▸ Exercise objective
Check each line of the listing for the word "index" and report how many lines contain it, giving nothing but the number.

::::

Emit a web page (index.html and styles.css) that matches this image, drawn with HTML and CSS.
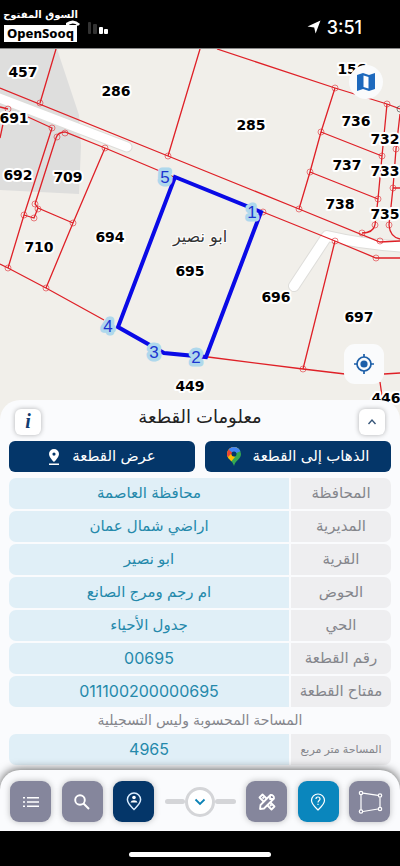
FILE: index.html
```
<!DOCTYPE html>
<html lang="ar" dir="rtl">
<head>
    <meta charset="UTF-8">
    <meta name="viewport" content="width=device-width, initial-scale=1">
    <title>معلومات القطعة</title>
    <link rel="stylesheet" href="styles.css">
</head>
<body>
    <header class="status-bar">
        <div class="clock">
            <span>3:51</span>
            <svg width="14" height="14" viewBox="0 0 14 14"><path d="M13.5 .5 8.6 13.4 7.2 7.4 .5 6.4z" fill="#fff"/></svg>
        </div>
        <svg class="signal" width="42" height="15" viewBox="0 0 42 15">
            <path d="M0 5Q7 -1 13 5" fill="none" stroke="#fff" stroke-width="3"/>
            <rect x="22" y="2" width="3" height="12" rx="1" fill="#333"/>
            <rect x="27" y="4" width="4" height="10" rx="1" fill="#333"/>
            <rect x="33" y="7" width="4" height="7" rx="1" fill="#fff"/>
            <rect x="38" y="9" width="4" height="5" rx="1" fill="#fff"/>
        </svg>
        <div class="watermark">
            <span class="watermark-ar">السوق المفتوح</span>
            <span class="watermark-en" dir="ltr">OpenSooq</span>
        </div>
    </header>

    <main class="map">
        <svg class="map-canvas" viewBox="0 0 400 372" preserveAspectRatio="xMidYMin slice" direction="ltr">
            <rect width="400" height="372" fill="#f1efea"/>
            <path d="M0 0H57L79 66 81 97 79 145 0 141z" fill="#dededd"/>

            <!-- roads -->
            <g fill="none" stroke-linecap="round" stroke-linejoin="round">
                <path d="M-6 47 127 98" stroke="#deddda" stroke-width="11"/>
                <path d="M294 237 327 187Q365 196 410 198" stroke="#deddda" stroke-width="12"/>
                <path d="M-6 47 127 98" stroke="#fff" stroke-width="9"/>
                <path d="M294 237 327 187Q365 196 410 198" stroke="#fff" stroke-width="10"/>
            </g>

            <!-- parcel borders -->
            <g fill="none" stroke="#df2027" stroke-width="1.3">
                <path d="M56 0 40 54M0 39 168 107 299 160 380 193 400 192"/>
                <path d="M200 0 168 107M217 0 335 39 387 55 400 60"/>
                <path d="M0 58 8 60M28 68 52 79 24 166 8 219M3 75 0 89"/>
                <path d="M105 99 174 128M263 163 335 192 376 209H400"/>
                <path d="M105 99 65 83Q58 83 56 89L35 155 38 159 73 174M24 166 34 169 38 159M105 99 73 174 46 239"/>
                <path d="M0 215 8 219 46 239 104 271M208 308 303 320 345 325M384 325 400 324M380 333 382 347"/>
                <path d="M335 39 321 83 310 123 299 160M321 83 382 107M310 123 378 150"/>
                <path d="M387 55 382 107 378 150 375 176M400 65 396 100 393 139 389 176M393 139H400M335 192 303 320"/>
                <path d="M375 176Q373 184 362 184M389 176Q390 188 400 190"/>
            </g>
            <g fill="none" stroke="#df2027" stroke-width=".8" opacity=".7">
                <circle cx="40" cy="54" r="3"/><circle cx="168" cy="107" r="3"/>
                <circle cx="8" cy="60" r="3"/><circle cx="52" cy="79" r="3"/>
                <circle cx="57" cy="88" r="3"/><circle cx="65" cy="84" r="3"/>
                <circle cx="105" cy="99" r="3"/><circle cx="35" cy="155" r="3"/>
                <circle cx="38" cy="160" r="3"/><circle cx="24" cy="166" r="3"/>
                <circle cx="34" cy="169" r="3"/><circle cx="73" cy="174" r="3"/>
                <circle cx="8" cy="219" r="3"/><circle cx="46" cy="239" r="3"/>
                <circle cx="335" cy="39" r="3"/><circle cx="321" cy="83" r="3"/>
                <circle cx="310" cy="123" r="3"/><circle cx="299" cy="160" r="3"/>
                <circle cx="387" cy="55" r="3"/><circle cx="382" cy="107" r="3"/>
                <circle cx="378" cy="150" r="3"/><circle cx="375" cy="176" r="3"/>
                <circle cx="389" cy="176" r="3"/><circle cx="362" cy="184" r="3"/>
                <circle cx="380" cy="192" r="3"/><circle cx="335" cy="192" r="3"/>
                <circle cx="376" cy="209" r="3"/><circle cx="303" cy="320" r="3"/>
                <circle cx="263" cy="163" r="3"/><circle cx="396" cy="100" r="3"/>
                <circle cx="393" cy="139" r="3"/><circle cx="400" cy="60" r="3" stroke="#333"/>
            </g>

            <!-- selected parcel -->
            <path d="M175 128 261 163 206 308 164 304 118 278z" fill="none" stroke="#0a0ae6" stroke-width="4"/>
            <g class="corner-labels">
                <text x="165" y="134">5</text>
                <text x="252" y="169">1</text>
                <text x="196" y="314">2</text>
                <text x="154" y="309">3</text>
                <text x="108" y="283">4</text>
            </g>

            <g class="parcel-labels">
                <text x="23" y="28">457</text>
                <text x="116" y="47">286</text>
                <text x="251" y="81">285</text>
                <text x="14" y="74">691</text>
                <text x="18" y="131">692</text>
                <text x="68" y="133">709</text>
                <text x="39" y="203">710</text>
                <text x="110" y="193">694</text>
                <text x="190" y="227">695</text>
                <text x="276" y="253">696</text>
                <text x="359" y="273">697</text>
                <text x="190" y="342">449</text>
                <text x="386" y="354">446</text>
                <text x="352" y="25">156</text>
                <text x="356" y="77">736</text>
                <text x="347" y="121">737</text>
                <text x="340" y="160">738</text>
                <text x="385" y="95">732</text>
                <text x="385" y="127">733</text>
                <text x="385" y="170">735</text>
            </g>
            <text class="village-label" x="200" y="193" direction="rtl">ابو نصير</text>
        </svg>
        <button class="map-button layers-button" aria-label="الخرائط">
            <svg width="20" height="20" viewBox="0 0 20 20">
                <path d="M1 3 7 1 13 3 19 1V17L13 19 7 17 1 19z" fill="#1d69bd"/>
                <path d="M7.5 3.5 12.5 5V16.500L7.500 15z" fill="#fff"/>
            </svg>
        </button>
        <button class="map-button locate-button" aria-label="موقعي">
            <svg width="20" height="20" viewBox="0 0 20 20" fill="none" stroke="#1d5fa8" stroke-width="1.700">
                <circle cx="10" cy="10" r="7"/>
                <circle cx="10" cy="10" r="3.600" fill="#1d5fa8" stroke="none"/>
                <path d="M10 0V3M10 17V20M0 10H3M17 10H20"/>
            </svg>
        </button>
    </main>

    <section class="sheet">
        <div class="sheet-header">
            <button class="small-button" aria-label="طي">
                <svg width="10" height="8" viewBox="0 0 10 8"><path d="M1.500 6 5 2 8.500 6" fill="none" stroke="#38577a" stroke-width="1.400"/></svg>
            </button>
            <h1>معلومات القطعة</h1>
            <button class="small-button info-button">i</button>
        </div>

        <div class="actions">
            <button class="action">
                <span>الذهاب إلى القطعة</span>
                <svg width="14" height="19" viewBox="0 0 14 19">
                    <defs><clipPath id="pin"><path d="M7 0A7 7 0 0 0 0 7C0 12 5.500 13 7 19 8.500 13 14 12 14 7A7 7 0 0 0 7 0z"/></clipPath></defs>
                    <g clip-path="url(#pin)">
                        <rect width="14" height="19" fill="#34a853"/>
                        <path d="M0 14 14 0 0 0z" fill="#fbbc04"/>
                        <path d="M0 0H5L7 7 1 11 0 10z" fill="#ea4335"/>
                        <path d="M2 0H14V4L7 7 2 3z" fill="#4285f4"/>
                        <path d="M0 11 4 7 8 10 3 16z" fill="#fbbc04"/>
                    </g>
                    <circle cx="7" cy="7" r="2.500" fill="#043669"/>
                </svg>
            </button>
            <button class="action">
                <span>عرض القطعة</span>
                <svg width="12" height="16" viewBox="0 0 12 16" fill="#fff">
                    <path fill-rule="evenodd" d="M6 0A5 5 0 0 0 1 5C1 8.500 6 13 6 13S11 8.500 11 5A5 5 0 0 0 6 0zM6 3.500A1.600 1.600 0 1 1 6 6.700 1.600 1.600 0 0 1 6 3.500z"/>
                    <rect x="1" y="14.500" width="10" height="1.500"/>
                </svg>
            </button>
        </div>

        <table class="details">
            <tr><th scope="row">المحافظة</th><td>محافظة العاصمة</td></tr>
            <tr><th scope="row">المديرية</th><td>اراضي شمال عمان</td></tr>
            <tr><th scope="row">القرية</th><td>ابو نصير</td></tr>
            <tr><th scope="row">الحوض</th><td>ام رجم ومرج الصانع</td></tr>
            <tr><th scope="row">الحي</th><td>جدول الأحياء</td></tr>
            <tr><th scope="row">رقم القطعة</th><td class="number">00695</td></tr>
            <tr><th scope="row">مفتاح القطعة</th><td class="number">011100200000695</td></tr>
            <tr class="note"><td colspan="2">المساحة المحسوبة وليس التسجيلية</td></tr>
            <tr class="area"><th scope="row">المساحة متر مربع</th><td class="number">4965</td></tr>
        </table>
    </section>

    <nav class="toolbar">
        <button class="tool" aria-label="رسم">
            <svg width="26" height="26" viewBox="0 0 26 26" fill="none" stroke="#fff" stroke-width="1.200">
                <path d="M4 5.500V21M6 4.200 21 6.300M23 8.500V18M21 20 6 22.500"/>
                <circle cx="4" cy="4" r="1.700"/><circle cx="23" cy="6.500" r="1.700"/>
                <circle cx="23" cy="20" r="1.700"/><circle cx="4" cy="22.500" r="1.700"/>
            </svg>
        </button>
        <button class="tool tool-blue" aria-label="استعلام">
            <svg width="16" height="18" viewBox="0 0 16 18" fill="none" stroke="#fff" stroke-width="1.200">
                <path d="M8 1A6.500 6.500 0 0 0 1.500 7.500C1.500 11 5 14 8 17 11 14 14.500 11 14.500 7.500A6.500 6.500 0 0 0 8 1z"/>
                <path d="M6 6Q6 4 8 4T10 6C10 7.500 8 7.500 8 9.500M8 10.800V12"/>
            </svg>
        </button>
        <button class="tool" aria-label="أدوات">
            <svg width="18" height="18" viewBox="0 0 18 18" fill="none" stroke="#fff" stroke-width="1.800" stroke-linejoin="round">
                <path d="M4.500 1.500 16.500 13.500 13.500 16.500 1.500 4.500z"/>
                <path d="M6 4 4.500 5.500M13.500 11.500 12 13"/>
                <path d="M12.500 2A3 3 0 0 1 16 5.500L6 15.500 2 16 2.500 12z" fill="#85869c"/>
                <path d="M12 3V6H15"/>
            </svg>
        </button>
        <div class="handle">
            <button class="handle-button" aria-label="إخفاء">
                <svg width="12" height="8" viewBox="0 0 12 8"><path d="M1.500 1.500 6 6 10.500 1.500" fill="none" stroke="#0b82b6" stroke-width="1.800"/></svg>
            </button>
        </div>
        <button class="tool tool-navy" aria-label="الموقع">
            <svg width="16" height="19" viewBox="0 0 16 19" fill="none" stroke="#d9ecff" stroke-width="1.500">
                <path d="M8 1A6.600 6.600 0 0 0 1.400 7.600C1.400 11.500 5 14.500 8 17.500 11 14.500 14.600 11.500 14.600 7.600A6.600 6.600 0 0 0 8 1z"/>
                <circle cx="8" cy="5.500" r="1.800" fill="#fff" stroke="none"/>
                <path d="M4.500 10.500Q5 8.200 8 8.200T11.500 10.500z" fill="#fff" stroke="none"/>
            </svg>
        </button>
        <button class="tool" aria-label="بحث">
            <svg width="16" height="16" viewBox="0 0 16 16" fill="none" stroke="#fff" stroke-width="1.900">
                <circle cx="6" cy="6" r="4.800"/><path d="M9.500 9.500 15 15"/>
            </svg>
        </button>
        <button class="tool" aria-label="القائمة">
            <svg width="16" height="12" viewBox="0 0 16 12" fill="#fff">
                <path d="M0 1H2V2.500H0zM0 5.200H2V6.700H0zM0 9.500H2V11H0zM4 1H16V2.500H4zM4 5.200H16V6.700H4zM4 9.500H16V11H4z"/>
            </svg>
        </button>
    </nav>

    <footer class="home-bar">
        <div class="home-indicator"></div>
    </footer>
</body>
</html>
```
FILE: styles.css
```
* {
    box-sizing: border-box;
}
body {
    margin: 0;
    min-height: 100vh;
    display: flex;
    flex-direction: column;
    background: #000;
    font-family: Inter, "DejaVu Sans", sans-serif;
}
button {
    display: flex;
    align-items: center;
    justify-content: center;
    padding: 0;
    border: none;
    font-family: inherit;
    cursor: pointer;
}

/* status bar */
.status-bar {
    display: flex;
    align-items: center;
    height: 48px;
    padding: 6px 38px 0 4px;
    color: #fff;
}
.clock {
    display: flex;
    align-items: center;
    gap: 6px;
    margin-left: auto;
    font-size: 18px;
    font-weight: 500;
}
/* the wifi arc runs under the watermark */
.signal {
    margin-left: -11px;
}
.watermark {
    display: flex;
    flex-direction: column;
    align-items: center;
    width: 73px;
    padding-bottom: 8px;
    z-index: 1;
}
.watermark-ar {
    font: bold 10px/20px "DejaVu Sans", sans-serif;
    white-space: nowrap;
}
.watermark-en {
    width: 100%;
    background: #fff;
    color: #000;
    text-align: center;
    font: 800 13px/17px "Noto Sans", sans-serif;
}

/* map */
.map {
    position: relative;
    flex: 1;
    min-height: 300px;
    border-top: 1px solid #888;
    background: #f1efea;
    overflow: hidden;
}
.map-canvas {
    position: absolute;
    width: 100%;
    height: 100%;
}
.parcel-labels text {
    font: bold 14px "DejaVu Sans", sans-serif;
    text-anchor: middle;
    fill: #000;
    stroke: #fff;
    stroke-width: 4px;
    stroke-linejoin: round;
    paint-order: stroke;
}
.corner-labels text {
    font: 17px "Liberation Sans", sans-serif;
    text-anchor: middle;
    fill: #1c35d0;
    stroke: #afd8ec;
    stroke-width: 7px;
    stroke-linejoin: round;
    paint-order: stroke;
}
.village-label {
    font: 16px "DejaVu Sans", sans-serif;
    text-anchor: middle;
    fill: #333;
    stroke: #fff;
    stroke-width: 2px;
    paint-order: stroke;
}
.map-button {
    position: absolute;
    background: #fafbfc;
}
.layers-button {
    top: 16px;
    right: 17px;
    width: 34px;
    height: 34px;
    border-radius: 17px;
}
.locate-button {
    bottom: 36px;
    right: 16px;
    width: 40px;
    height: 40px;
    border-radius: 11px;
}

/* info sheet */
.sheet {
    position: relative;
    margin-top: -20px;
    padding: 0 7px 23px;
    border-radius: 20px 20px 0 0;
    background: #fafbfd;
}
.sheet-header {
    display: flex;
    align-items: center;
    justify-content: space-between;
    height: 41px;
    padding: 2px 8px 0;
}
.sheet-header h1 {
    margin: 0;
    padding-bottom: 10px;
    color: #222;
    font-size: 18px;
    font-weight: normal;
}
.small-button {
    width: 26px;
    height: 26px;
    border-radius: 6px;
    background: #fff;
    box-shadow: 0 0 5px rgba(0,0,0,0.3);
}
.info-button {
    color: #123c70;
    font: italic bold 20px "Liberation Serif", serif;
}
.actions {
    display: flex;
    gap: 10px;
    padding: 0 2px;
    margin-bottom: 4px;
}
.action {
    flex: 1;
    gap: 12px;
    height: 31px;
    border-radius: 6px;
    background: #043669;
    color: #fff;
    font-size: 15px;
}
.action span {
    padding-bottom: 2px;
}
.details {
    width: 100%;
    border-spacing: 2px;
    table-layout: fixed;
    text-align: center;
    line-height: 20px;
}
.details th,
.details td {
    height: 31px;
    padding: 0 0 2px;
    font-size: 15px;
    font-weight: normal;
    white-space: nowrap;
}
.details th {
    width: 100px;
    border-radius: 0 7px 7px 0;
    background: #eeeef0;
    color: #85868c;
}
.details td {
    border-radius: 7px 0 0 7px;
    background: #e0eff7;
    color: #2589ab;
}
.details .number {
    font-size: 16px;
}
.details .note td {
    height: 23px;
    background: none;
    color: #85868c;
    font-size: 14px;
}
.details .area th {
    font-size: 11px;
}

/* bottom toolbar */
.toolbar {
    position: relative;
    display: flex;
    align-items: center;
    justify-content: space-between;
    height: 61px;
    margin-top: -20px;
    padding: 2px 10px 0;
    border-radius: 20px 20px 0 0;
    background: #fafbfd;
    box-shadow: 0 -1px 10px rgba(0,0,0,0.6);
}
.tool {
    width: 41px;
    height: 41px;
    border-radius: 9px;
    background: #85869c;
    box-shadow: 0 0 6px rgba(0,0,0,0.25);
}
.tool-blue {
    background: #0a86bd;
}
.tool-navy {
    background: #043669;
}
.handle {
    display: flex;
    align-items: center;
    width: 71px;
}
.handle::before,
.handle::after {
    content: "";
    flex: 1;
    height: 5px;
    border-radius: 3px;
    background: #d4d5d8;
}
.handle-button {
    width: 30px;
    height: 30px;
    border: 3px solid #d4d5d8;
    border-radius: 50%;
    background: #fff;
}

.home-bar {
    position: relative;
    display: flex;
    justify-content: center;
    height: 35px;
    padding-top: 21px;
    background: #000;
}
.home-indicator {
    width: 142px;
    height: 5px;
    border-radius: 3px;
    background: #fff;
}
```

::::

▸ The answer
3